Sassy laughed, because she knows something she didn't know when she was two and asked to be a ballet dancer. She knows that there is nothing natural about what she does. Every day, she spends a couple of hours turning out at the hips, standing on the tips of her toes, moving her body into positions that most people can't achieve. While she does have a natural sense of movement and certain spark that goes a long way in conveying theme and story, she does not have the flexi-feet that her some of her friends possess. Rather than a long delicate figure, she has a long strong build. Just look at the muscles in her shoulders and legs. Those aren't from lifting weight. They are from dancing.


Talent is great, but it takes a lot more than that to be a ballet dancer.

Especially when female dancers with talent and facility are a dime a dozen.

This is the year when my daughter has realized that there are a lot of very talented very beautiful girls out there, and I really thought it might be the year when she decided to give in and give up. Ballet, after all, is hard work.  Being a dedicated dancer means giving up time with friends. It means missing out on birthday parties and sleep overs. It means saying no when you really want to say yes. It means giving up a lot.

To be blunt, it also means being passed over for parts because your legs aren't as thin as someone elses or because your feet aren't as bendy. It means that when you are twelve and look like you are sixteen, you need to try to dance like you are sixteen or people will think you aren't trying.

Sassy has learned all of this, but she still keeps pushing.

In the face of everything, she still has a deep passion for dance. She loves it the way I love words. To her it is music and expression. It is feeling and emotion.

It is work she loves.





Even when she's tired and discouraged and wondering where it's all going to lead.


She still keeps going.

Joyfully even!
 



Which is why when I am tired, when the next book seems impossible to write, when the words won't flow and the ideas are all locked up inside, I think about what Sassy said to me this past summer. She'd had a tough day. A friend had been told wonderful things about her future as a dancer and Sassy had simply been told what she needed to work on. She cried. Which is something she almost never does.

I said, "Sassy, do you want to stop? Is it even worth it?"

She looked at me like I was crazy and said, "Of course it is."

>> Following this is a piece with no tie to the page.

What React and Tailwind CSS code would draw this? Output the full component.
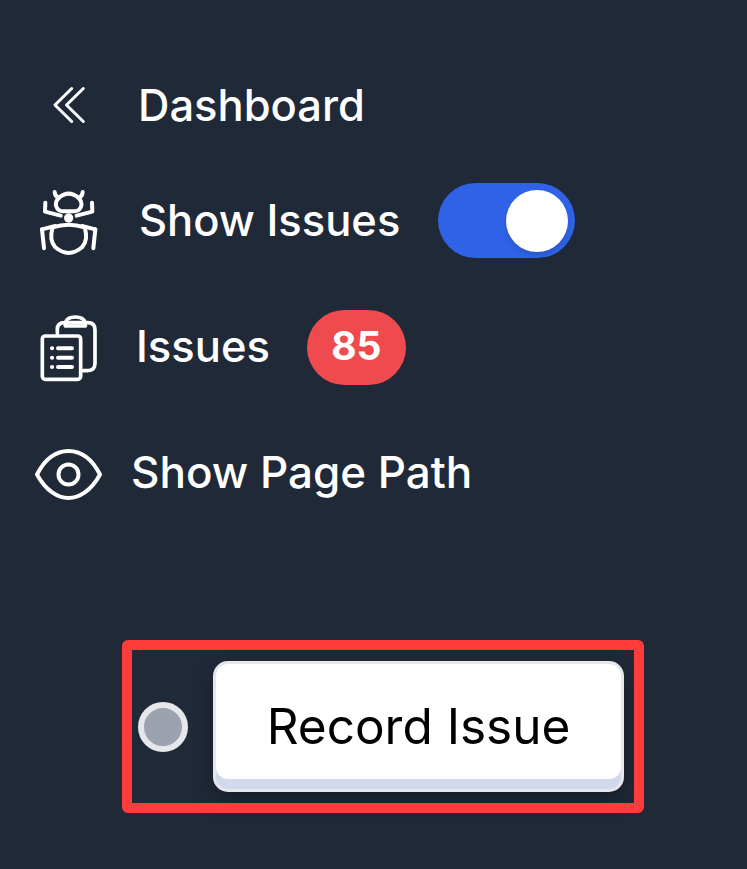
import React from "react";

const Chevrons = () => (
  <svg width="38" height="42" viewBox="50 85 38 42" fill="none" stroke="white" strokeWidth="3" strokeLinecap="round" strokeLinejoin="round">
    <path d="M71.7 89.5 L55 106 L71.7 122.5" />
    <path d="M83.3 89.5 L66.5 106 L83.3 122.5" />
  </svg>
);

const Bug = () => (
  <svg className="mt-[5px]" width="60" height="70" viewBox="57 354 180 210" fill="none" stroke="white" strokeWidth="12" strokeLinecap="round" strokeLinejoin="round">
    <path d="M104 366 Q104 378 116 384" />
    <path d="M188 366 Q188 378 176 384" />
    <path d="M116 384 Q146 358 176 384 Q188 396 183 410 Q178 424 162 424 L130 424 Q114 424 109 410 Q104 396 116 384 Z" />
    <circle cx="146" cy="444" r="14" fill="white" stroke="none" />
    <path d="M76 398 L75 425 L122 437" />
    <path d="M216 398 L217 425 L170 437" />
    <path d="M66 478 L72 535" />
    <path d="M226 478 L220 535" />
    <path d="M66 478 L106 468" />
    <path d="M226 478 L186 468" />
    <path d="M98 472 Q122 464 146 464 Q170 464 194 472 Q206 510 186 532 Q166 549 146 549 Q126 549 106 532 Q86 510 98 472 Z" />
  </svg>
);

const Clipboard = () => (
  <svg className="mt-[5px]" width="60" height="70" viewBox="57 45 180 210" fill="none" stroke="white" strokeWidth="11" strokeLinecap="round" strokeLinejoin="round">
    <path d="M112 100 V88 Q112 68 134 68 H203 Q225 68 225 90 V190 Q225 212 203 212 H190" />
    <path d="M136 78 Q134 51 166 51 Q198 51 196 78 Z" />
    <rect x="67" y="108" width="115" height="130" rx="9" />
    <path d="M114 145 H156 M114 173 H156 M114 201 H156" strokeWidth="12" />
    <path d="M96 145 H96.5 M96 173 H96.5 M96 201 H96.5" strokeWidth="12" />
  </svg>
);

const Eye = () => (
  <svg className="mt-[5px]" width="70" height="56" viewBox="0 0 70 56" fill="none" stroke="white" strokeWidth="4" strokeLinecap="round" strokeLinejoin="round">
    <path d="M3 27.5 C12 10 24 4 34.5 4 C45 4 57 10 66 27.5 C57 44 45 51 34.5 51 C24 51 12 44 3 27.5 Z" />
    <circle cx="34.5" cy="27.5" r="10" />
  </svg>
);

export default function App() {
  return (
    <div className="h-[869px] w-[747px] overflow-hidden bg-[#1f2937] pt-[75px] text-white font-['Inter',sans-serif] text-[43.5px] font-medium leading-[60px]">
      <div className="flex h-[60px] items-center pl-[50px]">
        <Chevrons />
        <span className="ml-[50px]">Dashboard</span>
      </div>
      <div className="mt-[48px] flex h-[75px] items-center pl-[39px]">
        <Bug />
        <span className="ml-[40px] mb-[2px]">Show Issues</span>
        <div className="ml-[38px] flex h-[75px] w-[137px] items-center justify-end rounded-full bg-[#2f62e6] pr-[7px]">
          <div className="h-[62px] w-[62px] rounded-full bg-white shadow-md"></div>
        </div>
      </div>
      <div className="mt-[52px] flex h-[75px] items-center pl-[39px]">
        <Clipboard />
        <span className="ml-[37px] mb-[4px]">Issues</span>
        <span className="ml-[37px] flex h-[75px] w-[99px] items-center justify-center rounded-full bg-[#ef4b4f] pb-[3px] text-[39px] font-bold">85</span>
      </div>
      <div className="mt-[57px] flex h-[60px] items-center pl-[34px]">
        <Eye />
        <span className="ml-[27px] text-[44px]">Show Page Path</span>
      </div>
      <div className="relative ml-[122px] mt-[138px] flex h-[173px] w-[522px] items-center pl-[16px]">
        <div className="h-[50px] w-[50px] rounded-full border-[6px] border-[#e5e7eb] bg-[#9ca3af]"></div>
        <div className="ml-[25px] h-[131px] w-[411px] rounded-[15px] border-[3px] border-[#e5e7eb] bg-[#d1d9ec] shadow-[0_10px_20px_rgba(0,0,0,0.25)]">
          <div className="flex h-[115px] items-center justify-center rounded-[12px] bg-white pt-[8px] text-[49.5px] font-normal text-black">Record Issue</div>
        </div>
        <div className="absolute inset-0 rounded-[6px] border-[10px] border-[#ff3b3b]"></div>
      </div>
    </div>
  );
}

"So, what do you want to do?" I asked.

"Mom," she said in all her twelve-year-old wisdom. "I'm just going to keep going the way I am. I'm going to keep working hard and I'm going to keep trying. Someday that's going to bring me to the place I'm supposed to be. And wherever that is, I'm going to be much happier there than I will be if I quit and end up nowhere."

Yeah.

She's a busy one, that girl.

But, she's a smart one, too, and I'm learning a lot from watching this journey she's on.






Monday, December 09, 2013

My Child is Not a Thing

She is also not (in no particular order) -

A piece of art.

An exotic creature.

A different species of human being.

A circus freak.

My child is a young girl with white hair and gorgeous blue eyes. She is clever, bright, hard working and sweet. She loves everyone she meets, but she loves me and her older sister the most.

For the most part, Ms. Cheeky is exactly like her peers. Being slightly biased, I would say she is a bit smarter than the average girl her age. A bit quicker. A bit kinder. A bit more accepting.

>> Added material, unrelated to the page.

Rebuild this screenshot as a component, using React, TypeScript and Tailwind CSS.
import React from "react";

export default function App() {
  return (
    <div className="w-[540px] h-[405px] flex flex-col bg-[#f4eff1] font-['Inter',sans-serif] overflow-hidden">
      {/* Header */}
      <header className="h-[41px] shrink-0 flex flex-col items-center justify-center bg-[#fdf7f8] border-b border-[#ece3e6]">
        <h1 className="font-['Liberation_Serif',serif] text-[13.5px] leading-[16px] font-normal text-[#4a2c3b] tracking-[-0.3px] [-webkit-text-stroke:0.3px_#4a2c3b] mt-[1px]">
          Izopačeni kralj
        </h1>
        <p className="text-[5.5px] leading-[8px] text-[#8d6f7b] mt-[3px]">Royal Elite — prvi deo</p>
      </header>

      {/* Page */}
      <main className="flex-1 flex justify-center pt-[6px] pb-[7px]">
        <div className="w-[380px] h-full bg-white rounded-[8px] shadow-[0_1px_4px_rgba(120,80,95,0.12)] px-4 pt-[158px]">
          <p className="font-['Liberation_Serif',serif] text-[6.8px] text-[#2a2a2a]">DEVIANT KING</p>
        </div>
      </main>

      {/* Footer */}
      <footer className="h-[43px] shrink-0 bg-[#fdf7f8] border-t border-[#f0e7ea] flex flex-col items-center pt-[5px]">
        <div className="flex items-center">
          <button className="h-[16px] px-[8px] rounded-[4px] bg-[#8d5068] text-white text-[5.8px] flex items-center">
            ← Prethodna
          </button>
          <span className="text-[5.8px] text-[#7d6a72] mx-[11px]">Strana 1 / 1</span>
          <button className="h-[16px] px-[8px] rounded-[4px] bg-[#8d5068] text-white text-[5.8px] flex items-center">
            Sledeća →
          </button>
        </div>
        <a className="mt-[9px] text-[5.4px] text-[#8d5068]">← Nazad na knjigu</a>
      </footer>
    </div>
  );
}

The last comes, I think, from years when she was not accepted. Years when she looked so different from her peers that all she could ever be was an outsider looking in.

 

Here in the States, that is not the case. Her white hair is very white, but most people assume she is a platinum blond. Her hair is deeply admired by teenagers and young adults who often stop and ask me how I managed to get it so white. As if I would bleach my 11-year-old's hair!

It is true that Cheeky's vision stinks. Corrected, it is 20/200. She has no depth perception. Somehow, she manages to dance, to knit, to read, to run, to play. Just like any other child, she enjoys being with her friends. Most of them don't realize how bad her eyes are. Most adults don't either. I don't usually bother mentioning it unless I know Cheeky is going to be playing outside. My daughter does not, after all, need pity. She just needs to be allowed to be herself.

We were at the dance studio a few weeks ago. The mother of one of the new students was sitting next to me. She asked which girl was mine, and I pointed Cheeky out. She commented on her beautiful hair and then mentioned casually that Cheeky holds books very close to her face when she reads. She asked if I'd thought about getting her vision rechecked, because it seemed her glasses weren't working.

I explained that my daughter was born with poor vision, that it couldn't be corrected to anything close to perfect.

"Tsks, tsk, tsk," the woman said. "Poor baby."

"Why," I asked, "is she a poor baby?"

"Well, because, she can't see well."

"But she can sing well, dance well, knit well. She is an A student reading above grade level even though she only learned English four years ago. She has friends and a family that loves her. There is nothing poor about that."

The woman looked at me for a moment and nodded solemnly.

I'm not sure she agreed with my assessment of things, and I'm not sure I care.

The fact is, there is nothing to be pitied about my daughter. She is amazing. Maybe she won't ever drive a car, but she won't be sitting on her butt feeling sorry for herself, either. She has everything she needs to be a happy successful human being.

 
 
Which brings me to back to the beginning.
 
 
A couple of weeks ago, a friend found this while she was researching contact lenses for her daughter (who was also born with albinism).
 




Yes. It is. My daughter. In oils. The painting is on display in an art show. If you think I'm pulling your leg, go here and take a look.

I've known for a while that the photo this oil painting was painted from had been taken from my blog and posted all over the Internet. If you do a google search of Asian Albinism, you'll usually see it in the photos. That's why I went private on my family blog. I got sick of the sickos who think my daughter is a thing.

Seriously, people. She's a child. Not a piece of art. If you want to paint her, ask. If you want to post her photo all over the Internet for every creepy troll to see, don't.

Because if she were your daughter, your sister, your niece, your friend you wouldn't.

At least, I hope you wouldn't.

But, maybe this world is a crazier place than I think it is!